▶ **Problem requirements**: Track down every line below that holds "React" and copy it.

▶ **Entries**:
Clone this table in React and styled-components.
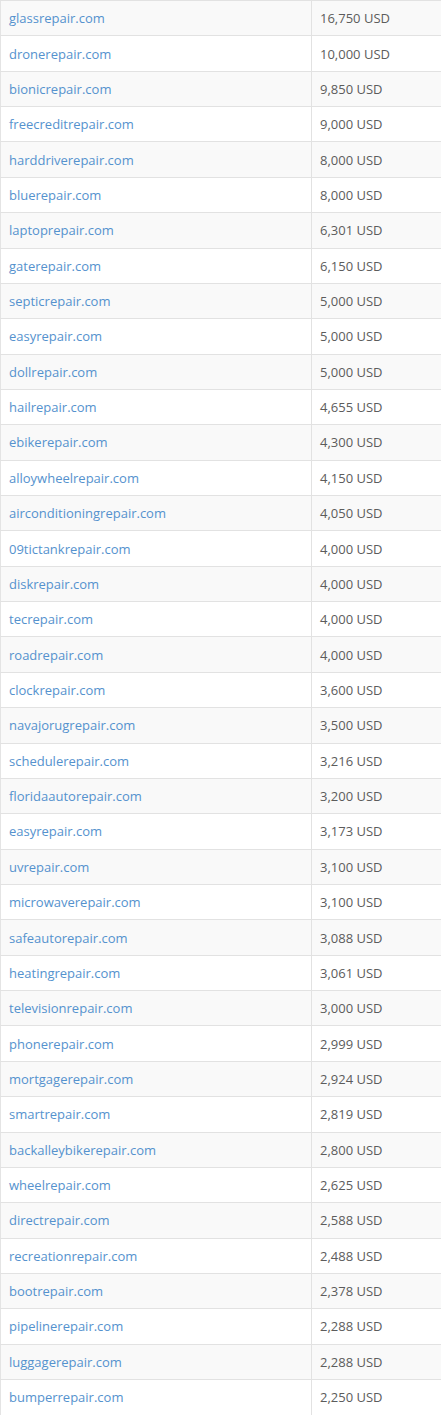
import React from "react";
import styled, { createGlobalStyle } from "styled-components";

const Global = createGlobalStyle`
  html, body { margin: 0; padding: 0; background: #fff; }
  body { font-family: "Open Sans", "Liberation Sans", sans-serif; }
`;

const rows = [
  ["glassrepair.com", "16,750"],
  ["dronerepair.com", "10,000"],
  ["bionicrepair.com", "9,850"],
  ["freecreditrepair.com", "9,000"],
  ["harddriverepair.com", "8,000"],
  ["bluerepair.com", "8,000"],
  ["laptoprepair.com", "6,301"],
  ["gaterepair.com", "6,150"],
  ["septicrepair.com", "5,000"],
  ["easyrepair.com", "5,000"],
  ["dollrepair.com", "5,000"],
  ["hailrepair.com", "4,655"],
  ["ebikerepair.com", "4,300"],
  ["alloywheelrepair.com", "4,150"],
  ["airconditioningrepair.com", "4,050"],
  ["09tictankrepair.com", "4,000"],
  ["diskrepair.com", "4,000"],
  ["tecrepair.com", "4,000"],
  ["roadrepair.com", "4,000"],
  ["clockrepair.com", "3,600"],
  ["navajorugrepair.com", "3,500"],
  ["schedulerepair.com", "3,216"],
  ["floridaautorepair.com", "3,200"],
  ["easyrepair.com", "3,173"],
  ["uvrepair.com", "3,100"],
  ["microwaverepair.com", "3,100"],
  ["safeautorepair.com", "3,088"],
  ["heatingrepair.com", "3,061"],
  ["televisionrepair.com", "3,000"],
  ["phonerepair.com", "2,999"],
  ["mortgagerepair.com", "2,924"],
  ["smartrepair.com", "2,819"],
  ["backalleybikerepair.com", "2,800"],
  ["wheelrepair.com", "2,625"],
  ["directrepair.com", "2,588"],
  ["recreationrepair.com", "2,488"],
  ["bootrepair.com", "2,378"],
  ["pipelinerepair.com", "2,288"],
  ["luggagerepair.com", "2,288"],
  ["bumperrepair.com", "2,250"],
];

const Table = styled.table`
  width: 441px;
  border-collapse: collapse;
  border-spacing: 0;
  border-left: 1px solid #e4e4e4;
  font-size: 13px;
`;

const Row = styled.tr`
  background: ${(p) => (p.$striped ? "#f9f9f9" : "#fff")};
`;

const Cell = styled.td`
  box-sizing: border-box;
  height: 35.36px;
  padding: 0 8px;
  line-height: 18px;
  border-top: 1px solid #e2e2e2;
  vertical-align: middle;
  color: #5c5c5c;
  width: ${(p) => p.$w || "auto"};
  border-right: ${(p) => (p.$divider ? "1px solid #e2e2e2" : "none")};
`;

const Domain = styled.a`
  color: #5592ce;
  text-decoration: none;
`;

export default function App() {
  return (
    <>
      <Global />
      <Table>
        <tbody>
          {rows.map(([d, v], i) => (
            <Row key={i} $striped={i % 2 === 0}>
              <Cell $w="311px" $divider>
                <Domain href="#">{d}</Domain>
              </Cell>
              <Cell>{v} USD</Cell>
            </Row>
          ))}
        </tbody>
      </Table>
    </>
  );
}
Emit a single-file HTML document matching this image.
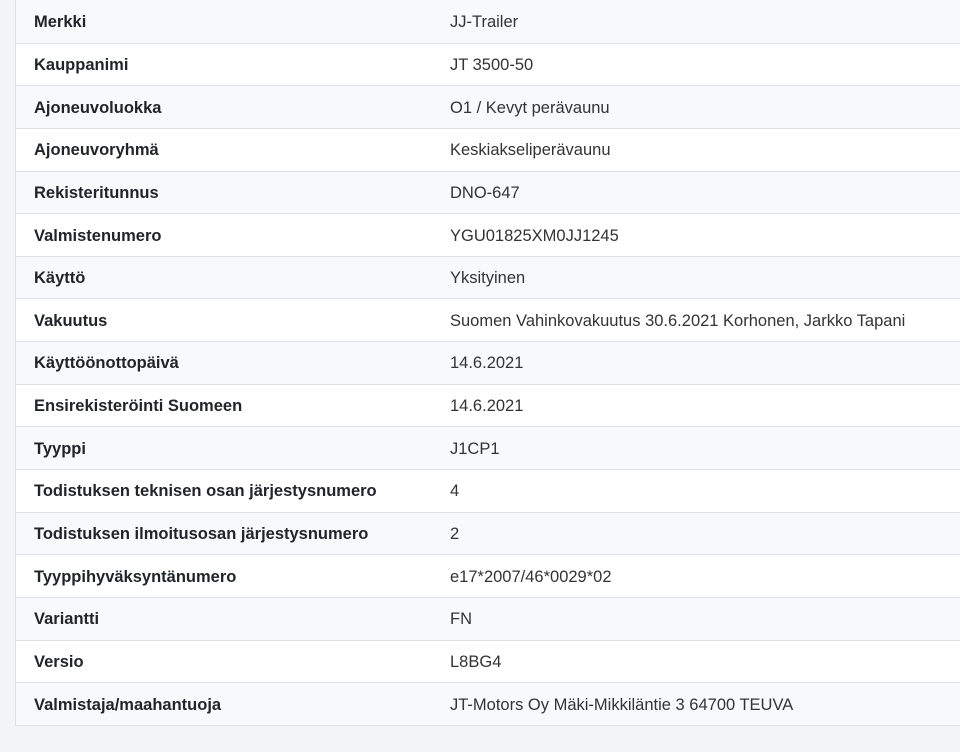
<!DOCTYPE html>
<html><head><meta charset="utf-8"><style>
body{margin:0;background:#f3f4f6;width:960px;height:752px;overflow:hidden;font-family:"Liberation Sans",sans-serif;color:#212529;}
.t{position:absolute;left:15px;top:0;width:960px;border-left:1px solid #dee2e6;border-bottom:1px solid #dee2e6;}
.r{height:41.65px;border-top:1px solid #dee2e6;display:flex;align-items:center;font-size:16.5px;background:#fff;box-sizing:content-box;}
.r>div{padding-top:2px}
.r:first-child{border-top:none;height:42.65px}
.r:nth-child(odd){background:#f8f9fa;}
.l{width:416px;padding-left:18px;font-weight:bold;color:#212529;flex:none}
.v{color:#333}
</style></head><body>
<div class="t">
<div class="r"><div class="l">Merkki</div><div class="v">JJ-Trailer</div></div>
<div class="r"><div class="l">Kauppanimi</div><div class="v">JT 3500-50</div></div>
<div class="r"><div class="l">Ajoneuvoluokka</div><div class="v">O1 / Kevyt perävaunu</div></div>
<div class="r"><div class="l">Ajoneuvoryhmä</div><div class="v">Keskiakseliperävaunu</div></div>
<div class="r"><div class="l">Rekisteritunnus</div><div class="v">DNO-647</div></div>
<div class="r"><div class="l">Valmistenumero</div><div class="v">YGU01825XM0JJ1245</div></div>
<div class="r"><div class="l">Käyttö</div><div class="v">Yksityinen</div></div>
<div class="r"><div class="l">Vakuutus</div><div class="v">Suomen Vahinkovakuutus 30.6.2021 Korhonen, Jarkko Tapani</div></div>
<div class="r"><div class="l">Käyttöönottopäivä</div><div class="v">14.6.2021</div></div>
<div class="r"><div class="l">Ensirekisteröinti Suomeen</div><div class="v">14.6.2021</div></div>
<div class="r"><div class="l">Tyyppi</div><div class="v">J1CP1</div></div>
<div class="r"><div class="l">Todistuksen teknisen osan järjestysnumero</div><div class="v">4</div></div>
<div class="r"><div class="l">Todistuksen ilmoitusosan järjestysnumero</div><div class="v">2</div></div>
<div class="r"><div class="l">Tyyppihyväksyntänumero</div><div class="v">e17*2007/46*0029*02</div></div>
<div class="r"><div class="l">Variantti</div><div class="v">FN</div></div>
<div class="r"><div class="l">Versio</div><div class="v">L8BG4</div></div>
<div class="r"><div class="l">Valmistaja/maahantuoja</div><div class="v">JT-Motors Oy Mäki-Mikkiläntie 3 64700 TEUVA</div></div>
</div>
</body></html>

▶ **Response**:
Clone this table in React and styled-components.
import React from "react";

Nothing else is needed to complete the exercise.